24 When Israel had finished killing all the men of Ai in the fields and in the desert where they had chased them, and when every one of them had been put to the sword, all the Israelites returned to Ai and killed those who were in it. 25 Twelve thousand men and women fell that day -- all the people of Ai.
That leaves just the king alive. They hang him, leave him dangling for a while, then toss his body on the ruins of his city's gates. Then they build the alter of stone that Moses called for in his farewell speech, and renew the Covenant by reading out the whole of the laws of Moses.
Next: They are a hearty bunch, these Israelites! I wonder if they will mellow out and start being nicer to the neighbors as events progress? Somehow I doubt it!
3 comments:
hey, you're using pictures again! thanks for not including one for Gibeath Haaraloth. :)
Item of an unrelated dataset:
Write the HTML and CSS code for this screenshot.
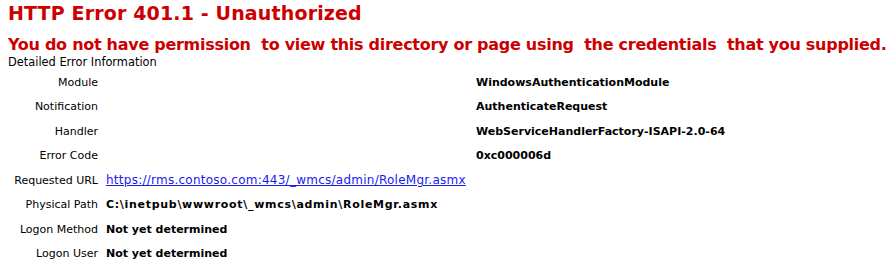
FILE: index.html
```html
<!DOCTYPE html>
<html>
<head>
<meta charset="utf-8">
<title>IIS 7.5 Detailed Error - 401.1 - Unauthorized</title>
<link rel="stylesheet" href="styles.css">
</head>
<body>
<h1 class="title">HTTP Error 401.1 - Unauthorized</h1>
<h2 class="subtitle">You do not have permission&nbsp; to view this directory or page using&nbsp; the credentials&nbsp; that you supplied.</h2>
<div class="detail-head">Detailed Error Information</div>
<div class="info info-wide">
  <div class="label">Module</div><div class="value">WindowsAuthenticationModule</div>
  <div class="label">Notification</div><div class="value">AuthenticateRequest</div>
  <div class="label">Handler</div><div class="value">WebServiceHandlerFactory-ISAPI-2.0-64</div>
  <div class="label">Error Code</div><div class="value">0xc000006d</div>
</div>
<div class="info info-narrow">
  <div class="label">Requested URL</div><div class="value"><a class="link" href="#">https://rms.contoso.com:443/_wmcs/admin/RoleMgr.asmx</a></div>
  <div class="label">Physical Path</div><div class="value path">C:\inetpub\wwwroot\_wmcs\admin\RoleMgr.asmx</div>
  <div class="label">Logon Method</div><div class="value">Not yet determined</div>
  <div class="label">Logon User</div><div class="value">Not yet determined</div>
</div>
</body>
</html>
```
FILE: styles.css
```css
html, body {
  background: #ffffff;
}
body {
  margin: 0;
  padding: 1px 8px 0 8px;
  font-family: "DejaVu Sans", Verdana, sans-serif;
  color: #000000;
}
.title {
  margin: 0;
  font-size: 19px;
  line-height: 24px;
  font-weight: bold;
  letter-spacing: 0.15px;
  color: #cc0000;
}
.subtitle {
  margin: 10px 0 0 0;
  font-size: 16px;
  line-height: 20px;
  font-weight: bold;
  letter-spacing: -0.28px;
  white-space: nowrap;
  color: #cc0000;
}
.detail-head {
  font-size: 11.4px;
  line-height: 15px;
}
.info {
  display: grid;
  grid-template-columns: 90px auto;
  grid-auto-rows: 24.5px;
  align-items: center;
  font-size: 11px;
  justify-content: start;
}
.info-wide {
  column-gap: 378px;
}
.info-narrow {
  column-gap: 8px;
}
.label {
  text-align: right;
  white-space: nowrap;
}
.value {
  font-weight: bold;
  white-space: nowrap;
}
.path {
  letter-spacing: 0.7px;
}
.link {
  font-weight: normal;
  font-size: 12px;
  letter-spacing: 0.25px;
  color: #1a1aee;
  text-decoration: underline;
}
```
What a Valentine's present! The book of the Big J. In contemporary American film, I imagine him played by Bruce Willis, laying down ultimatums in a quick-snarky commentary that commits the Israelites to battle, and in the process helps them to, as Reagan put it, "stand tall in the saddle again" after all that wandering aimlessly in the desert with laws. Isn't the best cure to the dry academic realm of law to answer with action? And what of all that wandering in the desert and trying to keep yourself right with the Wrathful One? Wouldn't it be exciting to go fight some real battles with real people that could become, say, emblematic of all that religious stuff? I can't wait. In fact, I can hear the Anglo-jazzy chorus of "Joshua fought the battle of Jericho ... Jericho ... Jericho... oh lordy Joshua fought the battle of Jericho, and the Walls Came Tum-bling-Down-down-down-down." After all, isn't bringing a civilzation's walls (or cultural icons or buildings) tumbling down the currency of faith these days?
Okay, all sarcasm aside, I really am excited. Your summaries of the Pentateuch were outstanding. Thanks for all the detailed work. This is a great project.
--ASW
I too give kudos for the fine writing, the storyboard approach, and the return of artwork to this blog.
All this talk of the Arc of the Covenant of brings to mind Raiders of the Lost Arc. Does the Arc later melt the faces of the Phoenicians?
You mentioned before that finding and selecting the images slowed things down a lot, so none of us will hold it against you if you don't continue the practice.